Memiliki unsur kesalahan baik secara normatif atau hukum negara. Perbuatan yang dilakukan melawan hukum dan undang-undang serta memiliki ancaman pidana. Memiliki waktu, tempat, dan keadaan tertentu.
Dalam aturan hukum menghilangkan barang bukti Pasal 1 Angka Perkap 6 Tahun 2019 tentang Penyidikan Tindak pidana, dijelaskan pula mengenai definisi barang bukti.
Bahwa barang bukti meliputi semua jenis benda yang telah dilakukan penyitaan oleh penyidik, bertujuan untuk proses penyidikan, penuntutan, hingga pemeriksaan di sidang. Semuanya untuk memperjelas dan memudahkan dakwaan atas kejahatan tersangka.
Berbagai peristiwa ini menjadi tumpang tindih dengan “pembersihan” yang sedang dilakukan Kapolri. Di satu sisi dibersihkan, di sisi lain kasus baru bermunculan.

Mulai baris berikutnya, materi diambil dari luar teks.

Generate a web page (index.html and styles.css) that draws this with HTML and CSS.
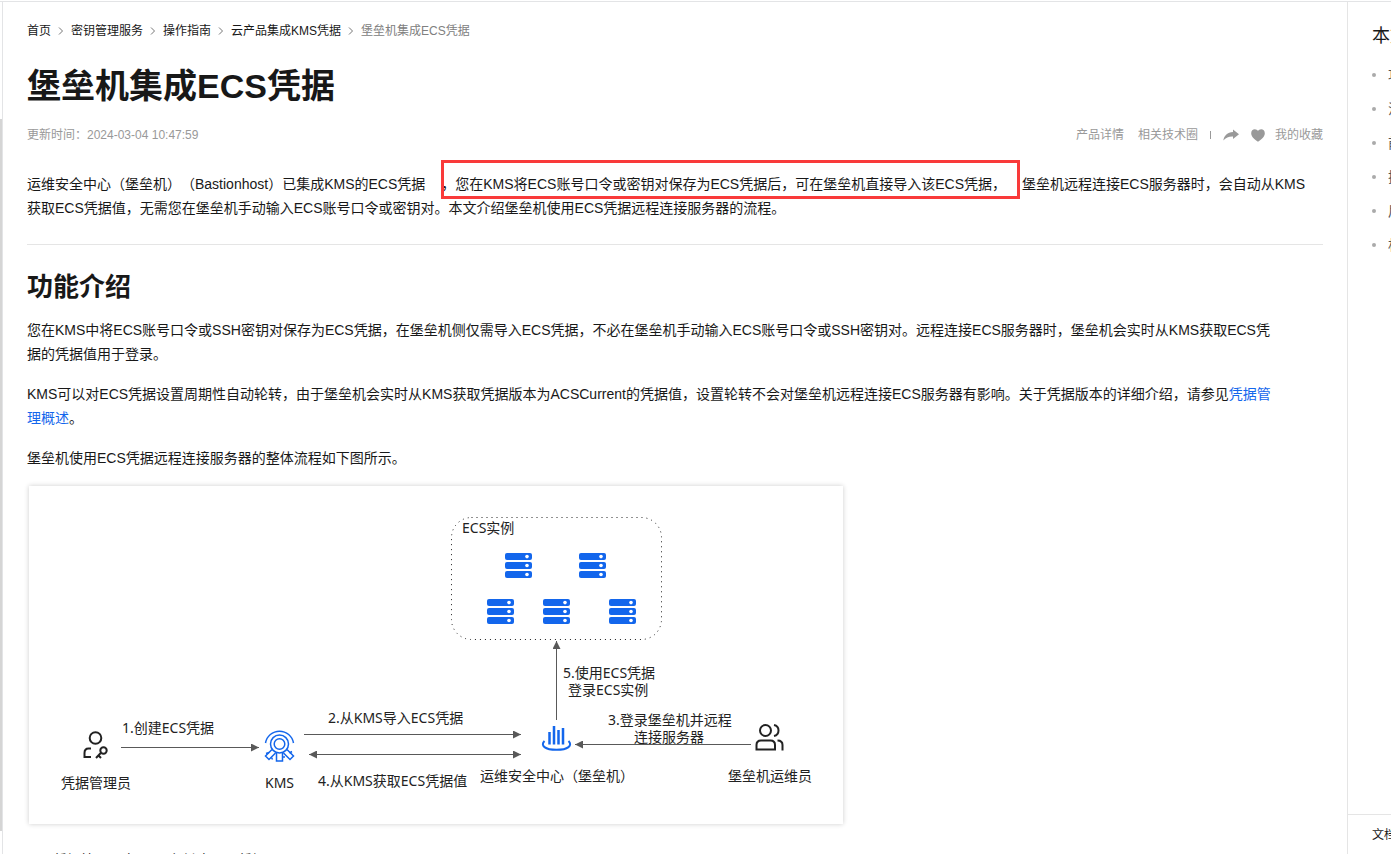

Meskipun ketegasan Kapolri terhadap korsanya telah dilakukan, namun di lapangan justru kasus tetap saja muncul.
Berbagai perbaikan Polri melalui Program Polri Presisi, menggunakan bantuan teknologi sebagai pengontrol, secara tidak langsung mengurangi perilaku oknum polisi jahat di lapangan.
Sebaliknya kini para pejabat teras di kalangan atas yang semakin leluasa bermain, seperti kekurangan lahan di jalanan yang sudah diganti mesin-mesin canggih. Dan kali kini pelakunya sekali lagi juga petinggi Polri.
Belum lama, Bidang Profesi dan Pengamanan (Bid Propam) Polda Metro Jaya memecat lima anggotanya.
Mereka dipecat karena berbagai pelanggaran selama beberapa waktu hingga Oktober 2022, utamanya kasus narkoba-godaan paling seksi setelah judi.
Langkah ini adalah bentuk komitmen untuk mentransformasi perilaku sikap anggota Polda Metro Jaya agar lebih baik lagi ke depan dan lebih profesional dan presisi. Tapi bisa jadi itu adalah puncak gunung es baru-diagram narkoba di tubuh Polri?
Selain sanksi demosi atau dicopot dari jabatannya, juga diberlakukan sanksi tidak diberikan jabatan dari mulai enam bulan sampai lima tahun. Ini cukup menyakitkan bagi yang ambisius dengan jabatan.
Langkah keberhasilan Polri meringkus bandar judi kelas kakap Apin BK bekerjasama dengan Kepolisian Diraja Malaysia, seolah tak bisa menjadi "pelipur lara" publik. Namun justru dianggap pengalih perhatian dari kasus besar yang menjerat Polri.
Publik tak lagi meresponsnya secara apresiatif karena ganjalan "rasa tak percaya" yang terus menurun.
Apakah langkah "kejutan" Polri ini akan efektif meredam menurunnya kepercayaan publik? Jika secara transparan, masif dan kontinyu, dengan catatan tidak diganggu kemunculan kasus-kasus baru dalam rentang masa pembersihan sekarang ini, secara perlahan kepercayaan publik bisa jadi akan perlahan pulih, meskipun tak akan lagi sama seperti dulu.
Bagaimana Program Polri Presisi dengan capaian “empat transformasi”, dengan 16 program prioritas, 51 kegiatan 177 aksi, dan delapan komitmen dalam 100 hari Kapolri, begitu mudah luntur.